Yes. The study uses EHR data from the first 4 hours following ED presentation to predict sepsis development over the subsequent 48 hours. Sepsis was defined by suspected infection with a PSC score of two or more or death.
Did the population from which the rule was derived include an appropriate spectrum of patients?
Yes. Multi-centre cohort of all, undifferentiated ED presentations in children aged 2 months to <18 years. Children with a diagnosis of trauma, ED death, or existing sepsis were excluded. Children transferred to a non-participating centre were excluded.
Was the rule validated in a different group of patients?
Yes. The study used temporal holdout validation. The model was trained on a dataset from January 1, 2016, to February 29, 2020. The model was validated on a dataset from January 1, 2021, to December 31, 2022.
Were the predictor variables and the outcome evaluated in a blinded fashion?
Not explicitly stated.
Were the predictor variables and the outcome evaluated in the whole initial sample?
No. Rates of data missingness for the Phoenix Sepsis Criteria in the training and temporal validation cohorts were provided in the supplement.
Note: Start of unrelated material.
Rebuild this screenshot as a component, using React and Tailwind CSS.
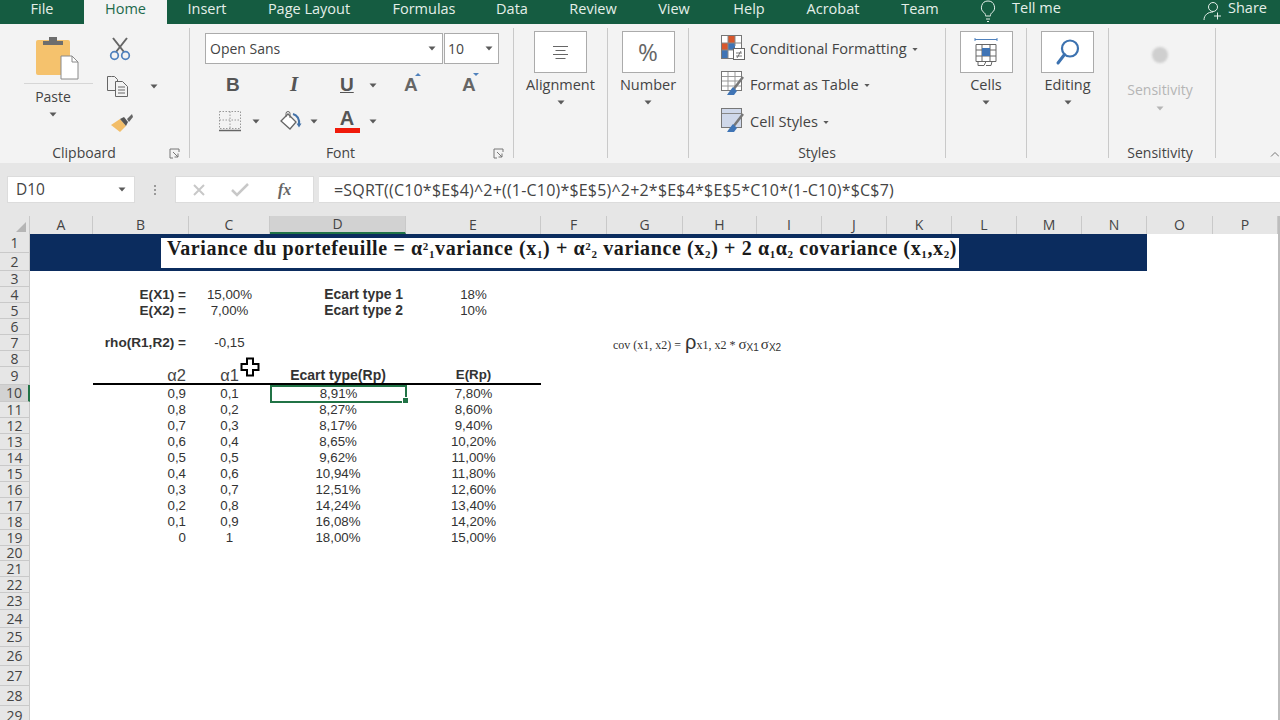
import React from "react";

const tabs = [
  ["File", "w-[84px]"],
  ["Home", "w-[83px]"],
  ["Insert", "w-[80px]"],
  ["Page Layout", "w-[124px]"],
  ["Formulas", "w-[106px]"],
  ["Data", "w-[70px]"],
  ["Review", "w-[92px]"],
  ["View", "w-[70px]"],
  ["Help", "w-[80px]"],
  ["Acrobat", "w-[88px]"],
  ["Team", "w-[86px]"],
];

const columns = [
  ["A", "w-[63px]"],
  ["B", "w-[96px]"],
  ["C", "w-[81px]"],
  ["D", "w-[136px]"],
  ["E", "w-[135px]"],
  ["F", "w-[66px]"],
  ["G", "w-[76px]"],
  ["H", "w-[74px]"],
  ["I", "w-[65px]"],
  ["J", "w-[65px]"],
  ["K", "w-[65px]"],
  ["L", "w-[65px]"],
  ["M", "w-[65px]"],
  ["N", "w-[65px]"],
  ["O", "w-[66px]"],
  ["P", "w-[65px]"],
];

const table = [
  ["0,9", "0,1", "8,91%", "7,80%"],
  ["0,8", "0,2", "8,27%", "8,60%"],
  ["0,7", "0,3", "8,17%", "9,40%"],
  ["0,6", "0,4", "8,65%", "10,20%"],
  ["0,5", "0,5", "9,62%", "11,00%"],
  ["0,4", "0,6", "10,94%", "11,80%"],
  ["0,3", "0,7", "12,51%", "12,60%"],
  ["0,2", "0,8", "14,24%", "13,40%"],
  ["0,1", "0,9", "16,08%", "14,20%"],
  ["0", "1", "18,00%", "15,00%"],
];

const Caret = ({ className = "" }) => (
  <svg width="8" height="5" viewBox="0 0 8 5" className={className}>
    <path d="M0.5 0.5h7L4 4.5z" fill="#5a5a5a" />
  </svg>
);

const Sep = () => <div className="w-px h-[130px] mt-[4px] bg-[#c9c9c9] shrink-0" />;

const Launcher = ({ className = "" }) => (
  <svg width="11" height="11" viewBox="0 0 11 11" className={className} fill="none" stroke="#777">
    <path d="M10 4V1H1v9h3" />
    <path d="M4 4l5 5M9 5.5V9H5.5" />
  </svg>
);

const GroupLabel = ({ children, launcher, pad = "" }) => (
  <div className={"relative h-[18px] mb-[1px] text-[14px] leading-[18px] text-center text-[#444] " + pad}>
    {children}
    {launcher && <Launcher className="absolute right-[9px] top-[4px]" />}
  </div>
);

const BigButton = ({ label, children }) => (
  <div className="flex-1 flex flex-col items-center">
    <div className="mt-[7px] w-[53px] h-[42px] bg-white border border-[#ababab] flex items-center justify-center">
      {children}
    </div>
    <div className="mt-[2px] text-[14.500px] leading-[20px] text-[#444]">{label}</div>
    <Caret className="mt-[5px]" />
  </div>
);

const PasteIcon = () => (
  <svg width="46" height="44" viewBox="0 0 46 44">
    <rect x="1" y="4" width="34" height="35" rx="2" fill="#f5c26d" />
    <path d="M8 9V5h6V1h8v4h6v4z" fill="#6d6d6d" />
    <path d="M26 20h11l6 6v17H26z" fill="#fff" stroke="#8a8a8a" />
    <path d="M37 20v6h6" fill="none" stroke="#8a8a8a" />
  </svg>
);

const ScissorsIcon = () => (
  <svg width="22" height="24" viewBox="0 0 22 24" fill="none">
    <path d="M4 1l11 14M18 1L7 15" stroke="#666" strokeWidth="2" />
    <circle cx="5.5" cy="18.5" r="3.8" stroke="#4f81bd" strokeWidth="1.7" />
    <circle cx="16.5" cy="18.5" r="3.8" stroke="#4f81bd" strokeWidth="1.7" />
  </svg>
);

const CopyIcon = () => (
  <svg width="23" height="22" viewBox="0 0 23 22" fill="none" stroke="#666">
    <path d="M9 15.5H1.5v-14h4M5.5 1.500h3l3 3v2" />
    <path d="M9.500 6.500h7l5 5v10h-12z" fill="#f3f3f3" />
    <path d="M12 12h7M12 15h7M12 18h7" />
  </svg>
);

const BrushIcon = () => (
  <svg width="24" height="20" viewBox="0 0 24 20">
    <path d="M1 12l9-6 6 7-6 6z" fill="#f2bd68" />
    <path d="M10 6l4-2 4 5-2 4z" fill="#555" />
    <path d="M17 6l5-5 1 3-4 5z" fill="#666" />
  </svg>
);

const BordersIcon = () => (
  <svg width="24" height="22" viewBox="0 0 24 22" fill="none">
    <path d="M1.500 1.500h21v17h-21zM12 1.500v17M1.500 10h21" stroke="#999" strokeDasharray="1.500 1.500" />
    <path d="M1 20.500h22" stroke="#666" strokeWidth="1.500" />
  </svg>
);

const FillIcon = () => (
  <svg width="23" height="20" viewBox="0 0 23 20" fill="none">
    <path d="M9 3l8 8-6 7-9-8z" fill="#fff" stroke="#666" strokeWidth="1.300" />
    <path d="M7 6V2.500a2 2 0 0 1 4 0V7" stroke="#666" />
    <path d="M14 3c4 1 7 5 6 11" stroke="#4472a8" strokeWidth="2" />
    <path d="M17.500 12.500h5l-2.500 4z" fill="#4472a8" />
  </svg>
);

const AlignIcon = () => (
  <svg width="17" height="15" viewBox="0 0 17 15" stroke="#666">
    <path d="M1 1.500h15M3.500 5.500h10M1 9.500h15M3.500 13.500h10" />
  </svg>
);

const CellsIcon = () => (
  <svg width="24" height="32" viewBox="0 0 24 32" fill="none" stroke="#666">
    <path d="M1 2v3M23 2v3M1 3.500h22" stroke="#4f81bd" />
    <path d="M2 8.500h20v17H2zM2 14h20M2 20h20M8 8.500v17M16 8.500v17" />
    <rect x="8" y="12" width="8" height="8" fill="#3f74b5" stroke="none" />
    <path d="M4 25.500v4h6l2-4M12 29.500h5l1-4" />
  </svg>
);

const SearchIcon = () => (
  <svg width="26" height="28" viewBox="0 0 26 28" fill="none" stroke="#3c72b0">
    <circle cx="15" cy="10.500" r="8" strokeWidth="2.200" />
    <path d="M9.500 16.500L3 25" strokeWidth="3" strokeLinecap="round" />
  </svg>
);

const CondIcon = () => (
  <svg width="24" height="30" viewBox="0 0 24 30" fill="none">
    <rect x="0.500" y="1.500" width="20" height="23" fill="#fff" stroke="#777" />
    <rect x="7" y="2" width="7" height="7" fill="#d9572b" />
    <rect x="1" y="9" width="6" height="7" fill="#d9572b" />
    <rect x="7" y="9" width="7" height="7" fill="#3f74b5" />
    <rect x="1" y="16" width="6" height="8" fill="#3f74b5" />
    <path d="M7 2v22M14 2v10M1 9h19M1 16h12" stroke="#888" />
    <rect x="12.500" y="14.500" width="11" height="11" fill="#fff" stroke="#666" />
    <path d="M15 19h6M15 22h6M16 24l4-7" stroke="#555" strokeWidth="0.800" />
  </svg>
);

const TableIcon = ({ shaded }) => (
  <svg width="24" height="30" viewBox="0 0 24 30" fill="none">
    <rect x="0.500" y="1.500" width="20" height="19" fill={shaded ? "#cfd8ea" : "#fff"} stroke="#777" />
    {shaded ? (
      <path d="M1 6.500h19" stroke="#888" />
    ) : (
      <path d="M1 6.500h19M1 11h19M1 16h19M7 2v18M14 2v18" stroke="#999" />
    )}
    <path d="M22 7L12 20" stroke="#777" strokeWidth="2.500" />
    <path d="M8 22l4-5 4 4-3 4H6z" fill="#3f74b5" />
  </svg>
);

const CrossCursor = () => (
  <svg width="20" height="20" viewBox="0 0 20 20">
    <path d="M7 1.500h6v5.500h5.500v6H13v5.500H7V13H1.500V7H7z" fill="#fff" stroke="#000" strokeWidth="2" />
  </svg>
);

function Ribbon() {
  return (
    <div className="flex h-[139px] bg-[#f3f3f3] text-[#444] shrink-0">
      <div className="w-[189px] flex flex-col shrink-0">
        <div className="flex-1 flex">
          <div className="w-[106px] pl-[24px] flex flex-col">
            <div className="w-[58px] h-[47px] pl-[11px] pt-[12px] border-b border-[#d6d6d6] box-content">
              <PasteIcon />
            </div>
            <div className="w-[58px] text-center text-[14px] leading-[20px] mt-[3px]">Paste</div>
            <Caret className="ml-[25px] mt-[5px]" />
          </div>
          <div className="flex flex-col pt-[13px]">
            <div className="ml-[3px]"><ScissorsIcon /></div>
            <div className="flex items-center mt-[14px] w-[52px]">
              <CopyIcon />
              <Caret className="ml-[21px]" />
            </div>
            <div className="mt-[16px] ml-[4px]">
              <BrushIcon />
            </div>
          </div>
        </div>
        <GroupLabel launcher pad="pr-[21px]">Clipboard</GroupLabel>
      </div>
      <Sep />
      <div className="w-[323px] flex flex-col shrink-0">
        <div className="flex-1 pl-[15px] pt-[9px]">
          <div className="flex h-[31px]">
            <div className="w-[238px] bg-white border border-[#ababab] flex items-center justify-between pl-[4px] pr-[6px] text-[14px]">
              Open Sans
              <Caret />
            </div>
            <div className="w-[55px] ml-px bg-white border border-[#ababab] flex items-center justify-between pl-[3px] pr-[5px] text-[14px]">
              10
              <Caret />
            </div>
          </div>
          <div className="flex items-center h-[36px] mt-[3px] text-[#555]">
            <span className="ml-[21px] w-[24px] text-[19px] font-bold font-['Liberation_Sans',sans-serif]">B</span>
            <span className="ml-[40px] w-[24px] text-[21px] font-bold italic font-['Liberation_Serif',serif]">I</span>
            <span className="ml-[26px] w-[22px] text-[19px] font-bold font-['Liberation_Sans',sans-serif] underline">U</span>
            <Caret className="ml-[7px]" />
            <span className="ml-[27px] w-[20px] text-[19px] font-bold font-['Liberation_Sans',sans-serif] relative text-[#666]">
              A
              <span className="absolute left-[11px] top-[2px] w-0 h-0 border-x-[3px] border-x-transparent border-b-[3px] border-b-[#4f81bd]" />
            </span>
            <span className="ml-[38px] w-[20px] text-[19px] font-bold font-['Liberation_Sans',sans-serif] relative text-[#666]">
              A
              <span className="absolute left-[11px] top-[2px] w-0 h-0 border-x-[3px] border-x-transparent border-t-[3px] border-t-[#4f81bd]" />
            </span>
          </div>
          <div className="flex items-center h-[32px] mt-[2px]">
            <div className="ml-[13px]"><BordersIcon /></div>
            <Caret className="ml-[10px]" />
            <div className="ml-[19px]"><FillIcon /></div>
            <Caret className="ml-[8px]" />
            <div className="ml-[16px] w-[26px] flex flex-col items-center">
              <span className="text-[20px] leading-[18px] font-bold font-['Liberation_Sans',sans-serif] text-[#555]">A</span>
              <span className="w-[25px] h-[5px] bg-[#f01a0a] mt-[1px]" />
            </div>
            <Caret className="ml-[9px]" />
          </div>
        </div>
        <GroupLabel launcher pad="pr-[22px]">Font</GroupLabel>
      </div>
      <Sep />
      <div className="w-[93px] flex flex-col shrink-0">
        <BigButton label="Alignment"><AlignIcon /></BigButton>
      </div>
      <Sep />
      <div className="w-[80px] flex flex-col shrink-0">
        <BigButton label="Number"><span className="text-[24px] leading-none text-[#666]">%</span></BigButton>
      </div>
      <Sep />
      <div className="w-[256px] flex flex-col shrink-0">
        <div className="flex-1 pl-[32px] pt-[10px] text-[14.600px]">
          <div className="flex items-center h-[30px] gap-[5px]">
            <CondIcon />
            <span>Conditional Formatting</span>
            <Caret className="scale-75 -ml-[1px]" />
          </div>
          <div className="flex items-center h-[30px] mt-[6px] gap-[5px]">
            <TableIcon />
            <span>Format as Table</span>
            <Caret className="scale-75 -ml-[1px]" />
          </div>
          <div className="flex items-center h-[30px] mt-[7px] gap-[5px]">
            <TableIcon shaded />
            <span>Cell Styles</span>
            <Caret className="scale-75 -ml-[1px]" />
          </div>
        </div>
        <GroupLabel>Styles</GroupLabel>
      </div>
      <Sep />
      <div className="w-[80px] flex flex-col shrink-0">
        <BigButton label="Cells"><CellsIcon /></BigButton>
      </div>
      <Sep />
      <div className="w-[81px] flex flex-col shrink-0">
        <BigButton label="Editing"><SearchIcon /></BigButton>
      </div>
      <Sep />
      <div className="w-[106px] flex flex-col shrink-0">
        <div className="flex-1 flex flex-col items-center pr-[4px]">
          <div className="mt-[23px] w-[16px] h-[16px] rounded-full bg-[#cfcfcf] blur-[1px]" />
          <div className="mt-[17px] text-[14px] leading-[20px] text-[#b5b5b5]">Sensitivity</div>
          <Caret className="mt-[6px] opacity-40" />
        </div>
        <GroupLabel pad="pr-[4px]">Sensitivity</GroupLabel>
      </div>
      <Sep />
      <div className="flex-1 flex items-end justify-end pb-[6px] pr-[1px]">
        <svg width="9" height="6" viewBox="0 0 9 6" fill="none" stroke="#777">
          <path d="M1 5.500L5 1.500l4 4" />
        </svg>
      </div>
    </div>
  );
}

function FormulaBar() {
  return (
    <div className="h-[53px] bg-[#e6e6e6] shrink-0 flex pt-[13px] text-[#444]">
      <div className="ml-[7px] w-[128px] h-[27px] bg-white flex items-center justify-between pl-[8px] pr-[8px] border border-[#dcdcdc] text-[15.500px]">
        D10
        <Caret />
      </div>
      <div className="w-[40px] h-[27px] flex flex-col items-center justify-center gap-[2px]">
        <span className="w-[2px] h-[2px] bg-[#999]" />
        <span className="w-[2px] h-[2px] bg-[#999]" />
        <span className="w-[2px] h-[2px] bg-[#999]" />
      </div>
      <div className="w-[139px] h-[27px] bg-white border border-[#dcdcdc] flex items-center">
        <svg width="14" height="12" viewBox="0 0 14 12" className="ml-[16px]" stroke="#c8c8c8" strokeWidth="2">
          <path d="M2 1l10 10M12 1L2 11" />
        </svg>
        <svg width="18" height="14" viewBox="0 0 18 14" className="ml-[25px]" fill="none" stroke="#c8c8c8" strokeWidth="2.500">
          <path d="M1 7l5 5L17 1" />
        </svg>
        <span className="ml-[29px] text-[16px] italic font-bold font-['Liberation_Serif',serif] text-[#666]">fx</span>
      </div>
      <div className="ml-[5px] flex-1 h-[27px] bg-white border-y border-[#dcdcdc] flex items-center pl-[15px] whitespace-nowrap text-[16px] tracking-[0.2px]">
        =SQRT((C10*$E$4)^2+((1-C10)*$E$5)^2+2*$E$4*$E$5*C10*(1-C10)*$C$7)
      </div>
    </div>
  );
}

const RowHead = ({ n, active }) => (
  <div
    className={
      "w-[30px] shrink-0 flex items-center justify-center border-b border-[#c9c9c9] font-['Open_Sans',sans-serif] text-[14px] text-[#444] " +
      (active ? "bg-[#d2d2d2] border-r-2 border-r-[#217346]" : "bg-[#e6e6e6] border-r border-r-[#c9c9c9]")
    }
  >
    {n}
  </div>
);

const Row = ({ n, h, active, b, c, d, e, rule, big, bold, side }) => (
  <div className={"flex " + h}>
    <RowHead n={n} active={active} />
    <div className="w-[63px] shrink-0" />
    <div className={"w-[96px] shrink-0 flex items-center justify-end pr-[3px] whitespace-nowrap " + (rule ? "border-b-2 border-black " : "") + (big ? "text-[16.500px] text-[#444] " : "") + (bold ? "font-bold text-[13.600px]" : "")}>{b}</div>
    <div className={"w-[81px] shrink-0 flex items-center justify-center " + (rule ? "border-b-2 border-black " : "") + (big ? "text-[16.500px] text-[#444]" : "")}>{c}</div>
    <div className={"w-[136px] shrink-0 flex items-center whitespace-nowrap " + (side ? "justify-end pr-[3px] font-bold text-[13.900px] " : "justify-center ") + (rule ? "border-b-2 border-black font-bold text-[14px] " : "") + (active ? "relative border-2 border-[#217346] h-[18px] w-[137px] -mr-px z-10" : "")}>
      {d}
      {active && <span className="absolute -right-[4px] -bottom-[3px] w-[7px] h-[7px] bg-[#217346] border border-white" />}
    </div>
    <div className={"w-[135px] shrink-0 flex items-center justify-center " + (rule ? "border-b-2 border-black font-bold" : "")}>{e}</div>
  </div>
);

const tailRows = [
  [20, "h-[15px]"],
  [21, "h-[16px]"],
  [22, "h-[16px]"],
  [23, "h-[17px]"],
  [24, "h-[18px]"],
  [25, "h-[19px]"],
  [26, "h-[19px]"],
  [27, "h-[20px]"],
  [28, "h-[20px]"],
  [29, "h-[20px]"],
];

const subCls = "text-[11px] font-bold";

function Sheet() {
  return (
    <div className="relative flex-1 bg-white overflow-hidden border-r-2 border-r-[#bdbdbd] font-['Liberation_Sans',sans-serif] text-[13.300px] leading-none text-[#333]">
      <div className="flex h-[18px] bg-[#e6e6e6] font-['Open_Sans',sans-serif] text-[14px] text-[#444]">
        <div className="w-[30px] shrink-0 relative border-r border-[#c9c9c9]">
          <span className="absolute right-[3px] bottom-[2px] w-0 h-0 border-l-[10px] border-l-transparent border-b-[10px] border-b-[#b5b5b5]" />
        </div>
        {columns.map(([l, w]) => (
          <div
            key={l}
            className={w + " shrink-0 flex items-center justify-center border-r border-[#c9c9c9] " + (l === "D" ? "bg-[#d2d2d2] border-b-2 border-b-[#217346]" : "")}
          >
            {l}
          </div>
        ))}
      </div>

      <div className="flex h-[37px]">
        <div className="w-[30px] shrink-0 flex flex-col bg-[#e6e6e6]">
          <div className="h-[19px] flex items-center justify-center border-b border-r border-[#c9c9c9] font-['Open_Sans',sans-serif] text-[14px] text-[#444]">1</div>
          <div className="h-[18px] flex items-center justify-center border-b border-r border-[#c9c9c9] font-['Open_Sans',sans-serif] text-[14px] text-[#444]">2</div>
        </div>
        <div className="w-[1117px] shrink-0 bg-[#0b2c5e] pl-[131px] pt-[4px]">
          <div className="w-[798px] h-[30px] bg-white pl-[6px] font-['Liberation_Serif',serif] font-bold text-[20px] leading-[20px] text-[#1a1a1a] whitespace-nowrap tracking-[0.62px]">
            Variance du portefeuille = α<sup className={subCls}>2</sup><sub className={subCls}>1</sub>variance (x<sub className={subCls}>1</sub>) + α<sup className={subCls}>2</sup><sub className={subCls}>2</sub> variance (x<sub className={subCls}>2</sub>) + 2 α<sub className={subCls}>1</sub>α<sub className={subCls}>2</sub> covariance (x<sub className={subCls}>1</sub>,x<sub className={subCls}>2</sub>)
          </div>
        </div>
      </div>

      <Row n={3} h="h-[16px]" />
      <Row n={4} h="h-[16px]" bold side b="E(X1) =" c="15,00%" d="Ecart type 1" e="18%" />
      <Row n={5} h="h-[16px]" bold side b="E(X2) =" c="7,00%" d="Ecart type 2" e="10%" />
      <Row n={6} h="h-[16px]" />
      <Row n={7} h="h-[16px]" bold b="rho(R1,R2) =" c="-0,15" />
      <Row n={8} h="h-[16px]" />
      <Row n={9} h="h-[18px]" rule big b="α2" c="α1" d="Ecart type(Rp)" e="E(Rp)" />
      {table.map((r, i) => (
        <Row key={i} n={i + 10} h={i === 0 ? "h-[17px]" : "h-[16px]"} active={i === 0} b={r[0]} c={r[1]} d={r[2]} e={r[3]} />
      ))}
      {tailRows.map(([n, h]) => (
        <Row key={n} n={n} h={h} />
      ))}

      <div className="absolute left-[613px] top-[116px] flex items-baseline whitespace-nowrap font-['Liberation_Serif',serif] text-[12px] leading-[20px] text-[#333]">
        cov (x1, x2) =<span className="ml-[4px] text-[20px] font-['Liberation_Sans',sans-serif]">ρ</span>
        <span className="text-[12px]">x1, x2</span>
        <span className="ml-[3px]">*</span>
        <span className="ml-[3px] text-[15px]">σ</span>
        <span className="text-[10px] translate-y-[2px] font-['Liberation_Sans',sans-serif]">X1</span>
        <span className="ml-[2px] text-[15px]">σ</span>
        <span className="text-[10px] translate-y-[2px] font-['Liberation_Sans',sans-serif]">X2</span>
      </div>

      <div className="absolute left-[240px] top-[141px]">
        <CrossCursor />
      </div>
    </div>
  );
}

export default function App() {
  return (
    <div className="w-[1280px] h-[720px] overflow-hidden flex flex-col font-['Open_Sans',sans-serif]">
      <div className="h-[24px] bg-[#155c41] flex text-[14.500px] leading-[15px] text-white shrink-0">
        {tabs.map(([t, w]) => (
          <div
            key={t}
            className={w + " h-[24px] pb-[8px] flex items-center justify-center " + (t === "Home" ? "bg-[#f3f3f3] text-[#1d6a4c]" : "text-[#e4efe9]")}
          >
            {t}
          </div>
        ))}
        <svg width="18" height="22" viewBox="0 0 18 22" className="ml-[16px]" fill="none" stroke="#e4efe9">
          <path d="M9 1a6.500 6.500 0 0 0-3.500 12c1 1 1 2 1 3h5c0-1 0-2 1-3A6.500 6.500 0 0 0 9 1zM7 19h4M8 21.500h2" />
        </svg>
        <div className="ml-[15px] h-[24px] pb-[9px] flex items-center text-[#e4efe9]">Tell me</div>
        <div className="flex-1" />
        <svg width="20" height="20" viewBox="0 0 20 20" className="mt-[1px]" fill="none" stroke="#e4efe9">
          <circle cx="10" cy="6" r="4.500" />
          <path d="M1 19c0-5 4-8 9-8M11 15h7M14.500 11.500v7" />
        </svg>
        <div className="ml-[5px] mr-[13px] h-[24px] pb-[9px] flex items-center text-[#e4efe9]">Share</div>
      </div>
      <Ribbon />
      <FormulaBar />
      <Sheet />
    </div>
  );
}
Missing data for outcomes (primary and secondary) were not described.
Are the statistical methods used to construct and validate the rule clearly described?
Yes.
Can the performance of the rule be calculated?
Yes. For each model, AUROC, sensitivity, specificity, likelihood ratio, positive predictive value, and number needed to treat were provided.
How precise was the estimate of treatment effect?
Did they try to refine the rule with other variables to see whether the precision could be improved or the rule simplified?
Yes, although further simplification is highlighted for further work. Models were trialled with and without the Emergency Severity Index, with similar performance characteristics. However, the presented models are complex, and the authors highlighted the role for future work evaluating simpler models.
Would the prediction rule be reliable and the results interpretable if used for your patient?
Potentially. The authors highlight the model’s complexity as a limitation to implementation, including interpretability and explainability, and note a role for integrating risk outputs into clinical workflows.
Would the rules’ results modify your decision about how to manage the patient or the information you can give them?
Not yet – it requires prospective validation using potentially simpler models or integrating provider judgement in the process.
What did the authors conclude, and what does it mean for current practice?
The authors developed and validated models with high AUROC and positive likelihood ratios to predict the development of paediatric sepsis using EHR data collected in the emergency setting. The gradient tree boosting model for sepsis (90% sensitivity) achieved a number needed to treat of 59.
Limited positive predictive values highlight the challenges of predicting paediatric sepsis and introduce the potential for alarm fatigue. The authors highlight the role of future studies incorporating clinician judgment to improve predictive models.
A note from the author, Elizabeth Alpern
This work derived and validated predictive models using routinely collected electronic health record data to predict sepsis before it occurs. We think it helps show the power of electronic health record data linked to machine learning methods.
The strengths of this work include the successful development of models capable of early prediction with excellent performance characteristics. However, it also indicates the the complexity in predicting rare outcomes.
Next steps are to focus on refining risk thresholds, improving predictive value, and evaluating the model’s performance when embedded in ED workflows, which will require thoughtful implementation.